バク転が一生出来なかった話ならそこいらじゅうにたくさんある。
そうではないので、とにかく親が落ち着くこと。
次にまずはペダルが邪魔になるので外して(できれば購入時に外してもらっておく)、地面を蹴って自転車を進ませることで2輪のバランスを覚えること。
そのうちバランスが取れるようになったら、そこでペダルを装着してこぎ方を覚える。
以上で、いとも簡単に乗れるようになる。
明治時代から日本人は自転車に乗っているのに、乗り初めの練習はなぜこんな遠回りをするのだろうか。
当時の自転車はペダルがなくて足で蹴っていたようだ。
原点回帰が子供の悲劇を救い、大人のストレスを軽減する。
南の場合は2歳前のよちよち歩きの頃から、おとーさんがどこからか買ってきたストライダーなるキックバイクに乗っていた。
これは自転車の原点に戻った乗り物だ。
その後3歳になってからは卒園まで、家族で毎週のようにレースに出かけていくようになった。
私は3輪車の後ろについている長い棒をおしながら、南と日向ぼっこをするのが夢だったのだけれど……。
南はストライダーで2輪のバランス感覚を獲得していたので、3歳の誕生日に買ってもらった小さいサイズの自転車の補助輪を外し、またいだと同時に乗りはじめた。
ストライダーにはブレーキがなく足を地面にこすってブレーキングする。
自転車のブレーキング技術と注意事項だけはおとーさんから習っていた。
砂のあるところで前輪だけにブレーキをかけると転ぶんだよとなどなど。
南が優れているのではない。
ストライダーなる乗り物は蹴って推進力を得るので、当然両足は地面についていなければならない。
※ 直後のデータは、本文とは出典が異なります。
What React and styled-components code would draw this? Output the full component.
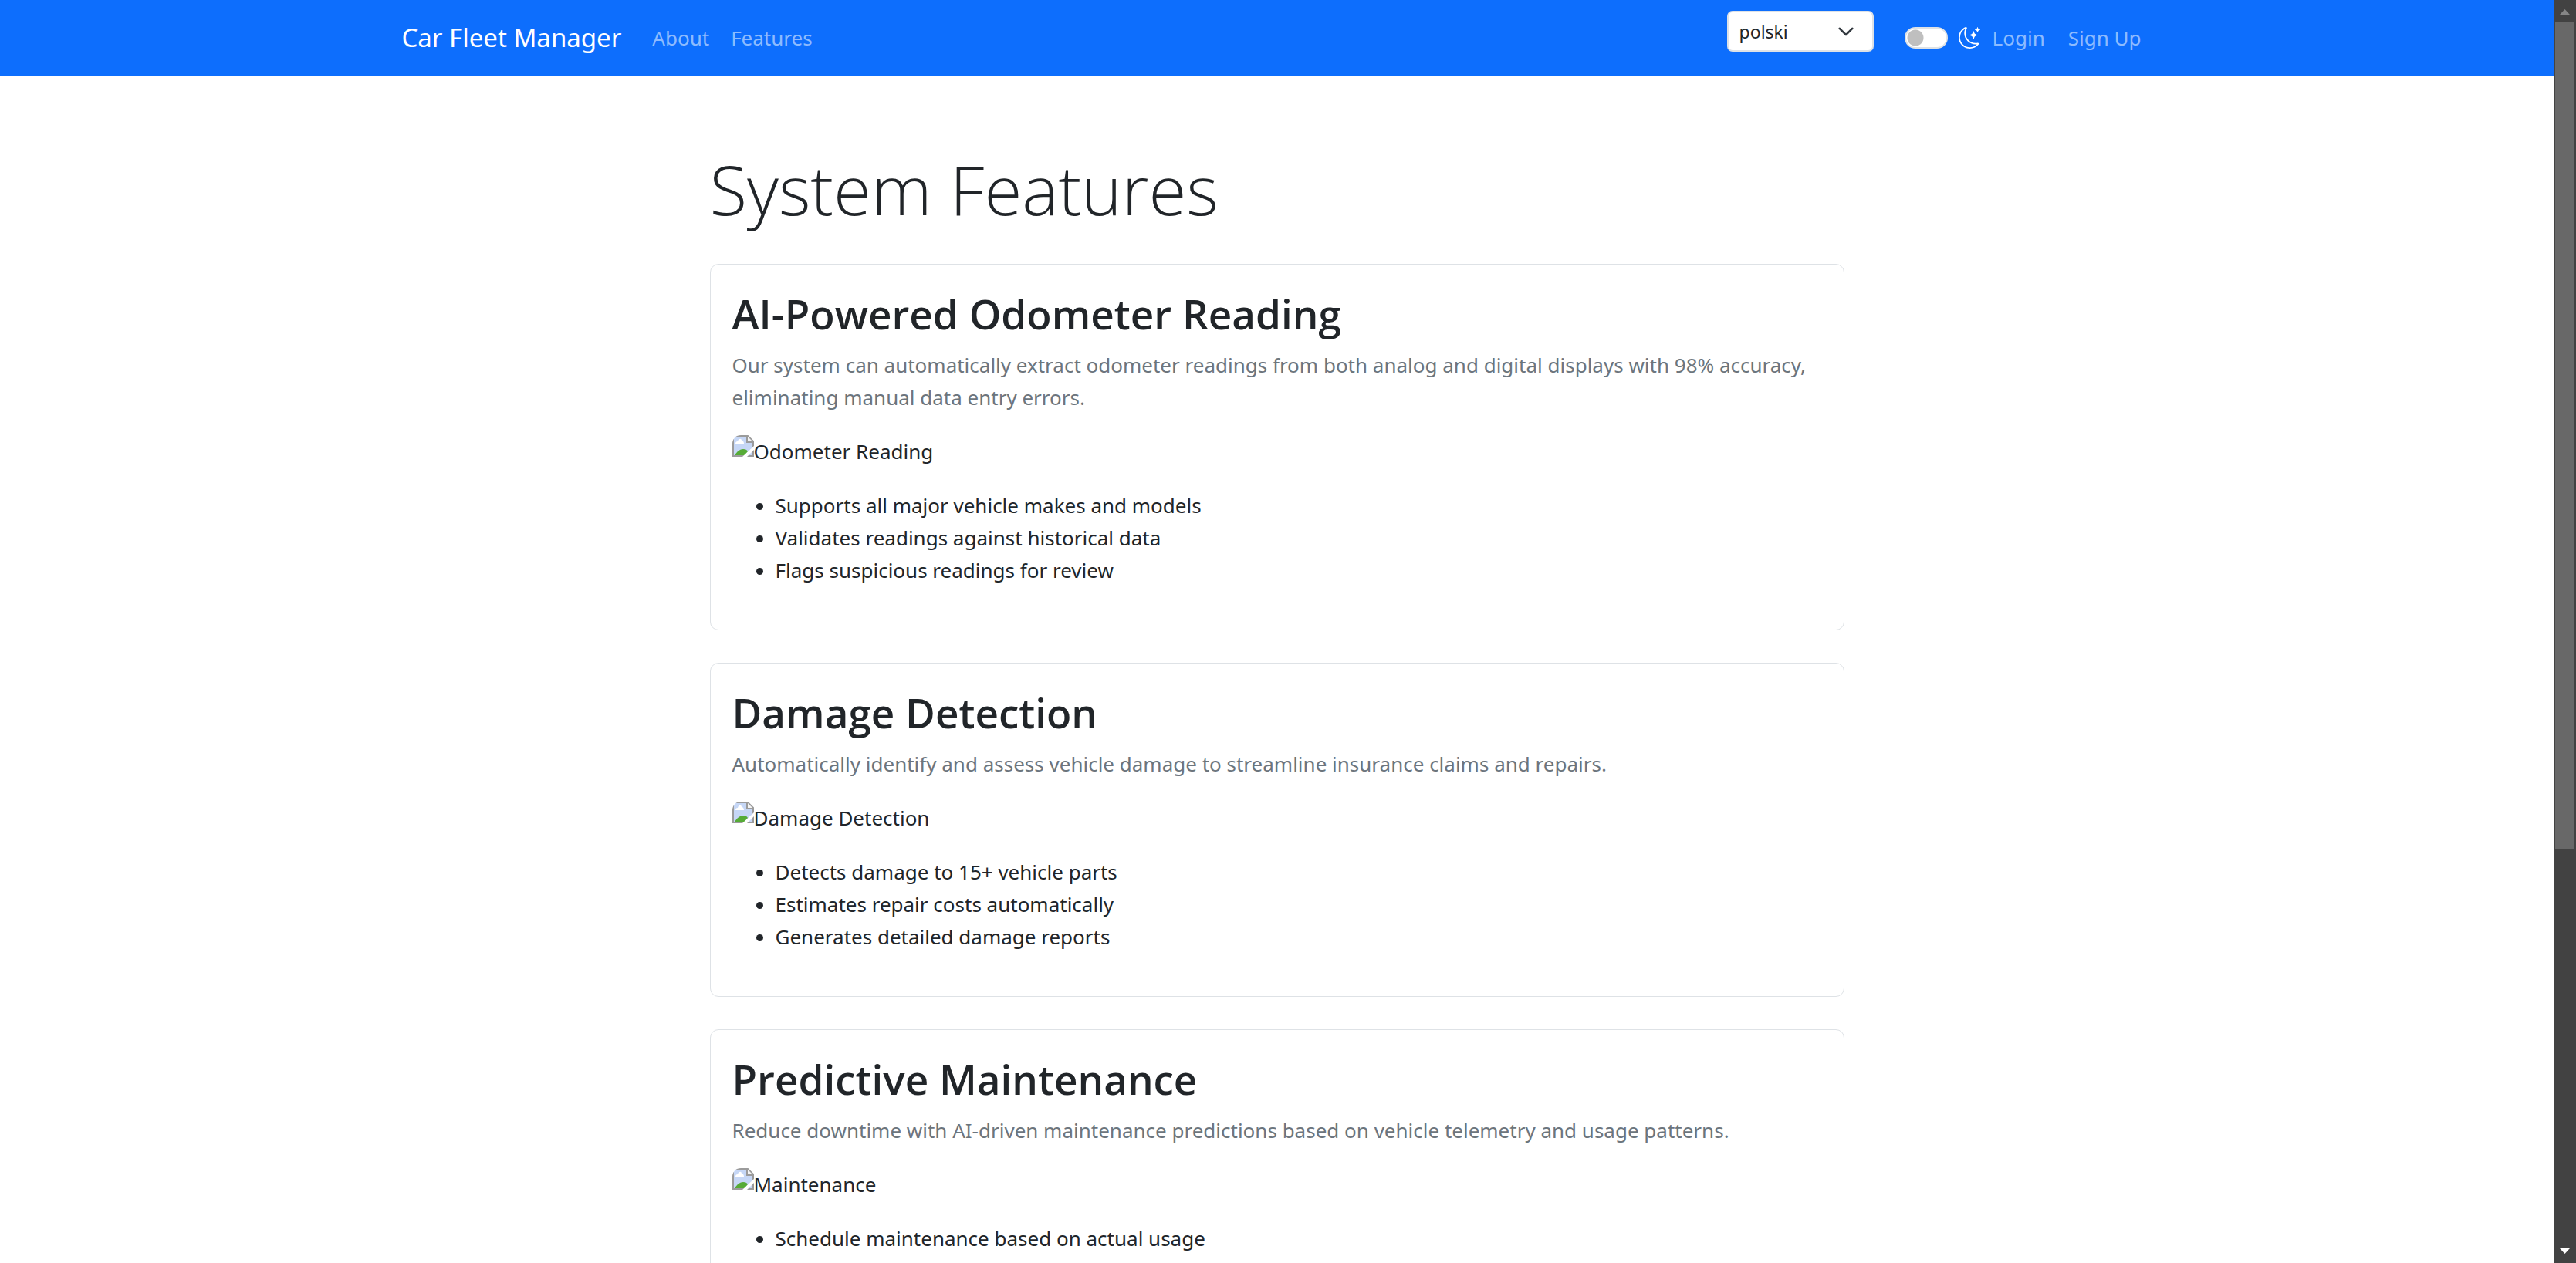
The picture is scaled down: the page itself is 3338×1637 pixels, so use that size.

ぴょこぴょこと蹴っているうちにバランス感覚を獲得し、誰でも何の努力もなしに自然と両足を離して2輪で走れるようになる。
ベビーカーを降りたら三輪車というレギュラーな発想は、これからはもうないのかもしれない。
ちまたの公園では三輪車よりもキックバイク率の方が高くなってきた気がする。
栄枯衰勢の法則はこんなところにまで。
あんなに強かったソフトバンクが2年続けて覇権を逃し、あんなに美しかったバルセロナがUEFAチャンピオンズリーグの予選であえなく敗退したように。
用事玩具の絶対的王者、永久欠番の三輪車にさえ、こうやって存亡の危機が訪れるのだ。
栄華を極めたものは朽ちていく運命にあるということを忘れてはならない。